Supreme Court, Appellate Division, Second Department, New York
October 12, 1999
IN THE MATTER OF 110-45 QUEENS BLVD. GARAGE, INC., RESPONDENT,
PARK BRIAR OWNERS, INC., ET AL., APPELLANTS
LAWRENCE J. BRACKEN, J.P., SONDRA MILLER, CORNELIUS J. O'BRIEN and GLORIA GOLDSTEIN, JJ.
MEMORANDUM BY THE COURT.
In a proceeding to recover possession of leased premises located at 110-45 Queens Boulevard, Forest Hills, New York, the owner Park Briar Owners, Inc., and the new tenant Park Briar Garage Corp. appeal, by permission, from an order of the Appellate Term of the Supreme Court, 2nd and 11th Judicial Districts, dated May 20, 1998, which reversed an order of the Civil Court of the City of New York, Queens County (O'Donoghue, J.), entered March 19, 1997, denying the petitioner's application to restore possession, and for other relief, and remitted the matter to the Civil Court of the City of New York, Queens County, for further proceedings.
ORDERED that the order of the Appellate Term is reversed, on the law, without costs or disbursements, and the order of the Civil Court is affirmed.
In the written lease of a parking garage between the petitioner tenant and appellant landlord, a cooperative apartment corporation, the appellant landlord reserved its common-law right to peaceably re-enter the commercial premises in issue upon termination of the lease or default on the payment of rent.

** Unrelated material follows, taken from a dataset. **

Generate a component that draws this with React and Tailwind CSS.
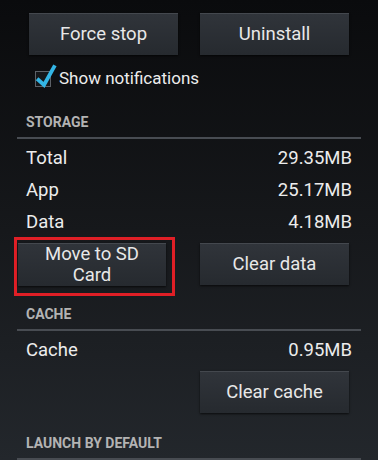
function Btn({ children, className = "" }) {
  return (
    <button
      className={`flex items-center justify-center text-center bg-gradient-to-b from-[#30343a] to-[#262a2f] border-t border-[#44484e] shadow-[0_1px_2px_rgba(0,0,0,0.7)] text-[#e8e8e8] text-[18.5px] leading-[21px] ${className}`}
    >
      {children}
    </button>
  );
}

function Header({ children, className = "" }) {
  return (
    <div className={`pl-[26px] text-[14px] leading-[16px] font-bold text-[#b3b3b3] ${className}`}>
      {children}
    </div>
  );
}

function Divider() {
  return <div className="mx-[17px] h-[2px] bg-[#484c52]" />;
}

function Row({ label, value }) {
  return (
    <div className="flex h-[32px] items-center justify-between pl-[26px] pr-[26px] text-[18.5px] text-[#ececec]">
      <span>{label}</span>
      <span>{value}</span>
    </div>
  );
}

export default function App() {
  return (
    <div
      className="w-[378px] h-[460px] overflow-hidden bg-gradient-to-b from-[#0a0b0d] via-[#16181b] to-[#23272c]"
      style={{ fontFamily: "Roboto, 'Noto Sans', sans-serif" }}
    >
      <div className="flex gap-[22px] pl-[29px] pt-[13px]">
        <Btn className="w-[149px] h-[42px]">Force stop</Btn>
        <Btn className="w-[149px] h-[42px]">Uninstall</Btn>
      </div>

      <div className="flex h-[48px] items-center pl-[35px]">
        <div className="relative h-[16px] w-[16px] border border-[#5c6168] bg-[#15171a]">
          <svg className="absolute -top-[8px] -left-[1px]" width="22" height="24" viewBox="0 0 22 24">
            <path d="M3.5 16 L9 21 L19 3" fill="none" stroke="#33b5e5" strokeWidth="3.8" strokeLinecap="square" />
          </svg>
        </div>
        <span className="ml-[8px] text-[17px] text-[#ececec]">Show notifications</span>
      </div>

      <Header className="h-[34px] pt-[11px]">STORAGE</Header>
      <Divider />
      <div className="mt-[4px]">
        <Row label="Total" value="29.35MB" />
        <Row label="App" value="25.17MB" />
        <Row label="Data" value="4.18MB" />
      </div>

      <div className="-mt-[2px] flex items-start">
        <div className="ml-[14px] h-[59px] w-[161px] border-[3px] border-[#e01f26] pl-[1px] pt-[3px]">
          <Btn className="w-[148px] h-[43px]">Move to SD<br />Card</Btn>
        </div>
        <Btn className="ml-[25px] mt-[6px] w-[149px] h-[42px]">Clear data</Btn>
      </div>

      <Header className="h-[33px] pt-[10px]">CACHE</Header>
      <Divider />
      <div className="mt-[4px]">
        <Row label="Cache" value="0.95MB" />
      </div>
      <div className="mt-[4px] pl-[200px]">
        <Btn className="w-[149px] h-[42px]">Clear cache</Btn>
      </div>

      <Header className="h-[45px] pt-[22px]">LAUNCH BY DEFAULT</Header>
      <Divider />
    </div>
  );
}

The law permits a commercial landlord to reserve that right, but only if the re-entry can be effected peaceably. Forcible entries are not permissible ( see, Michaels v. Fishel, 169 N.Y. 381, 62 N.E. 425; Matter of Jovana Spaghetti House v. Heritage Co. of Massena, 189 A.D.2d 1041, 1042, 592 N.Y.S.2d 879; Cohen v. Carpenter, 128 App.Div. 862, 113 N.Y.S. 168; Liberty Ind. Park Corp. v. Protective Packaging Corp., 71 Misc.2d 116, 119, 335 N.Y.S.2d 333, affd. 43 A.D.2d 1020, 351 N.Y.S.2d 944).
At the conclusion of the 10-year lease, the appellant landlord exercised its right of re-entry. In support of its contention that it is entitled to possession, the petitioner did not dispute that the term of the lease had expired and had not been renewed, nor did it dispute that it was in default making certain payments pursuant to the lease. Rather, the petitioner contended that it was entitled to be restored to possession because its ouster was forcible.
On this record, there is an issue of fact as to whether the ouster of the petitioner was peaceable or forcible ( see, Lori-Kay Golf v. Lassner, 93 A.D.2d 857, 461 N.Y.S.2d 358, revd. on other grounds 61 N.Y.2d 722, 472 N.Y.S.2d 612, 460 N.E.2d 1097). However, it is clear from this record that restoring the petitioner to possession would be futile, because the appellants would prevail in a summary proceeding to evict the petitioner ( see, Wagman v. Smith, 161 A.D.2d 704, 555 N.Y.S.2d 839; Friends of Yelverton v. 163rd St. Improvement Council, 135 Misc.2d 275, 514 N.Y.S.2d 841; Yates v. Kaplan, 75 Misc.2d 259, 347 N.Y.S.2d 543; Bressler v. Amsterdam Operating Corp., 194 Misc. 76, 86 N.Y.S.2d 250). The petitioner, if it be so advised, may move in the Civil Court to assert a claim to recover damages for forcible re-entry. In the event the application is granted and the petitioner prevails on its claim that the re-entry was forcible its relief, if any, would be limited to damages ( see, RPAPL 853).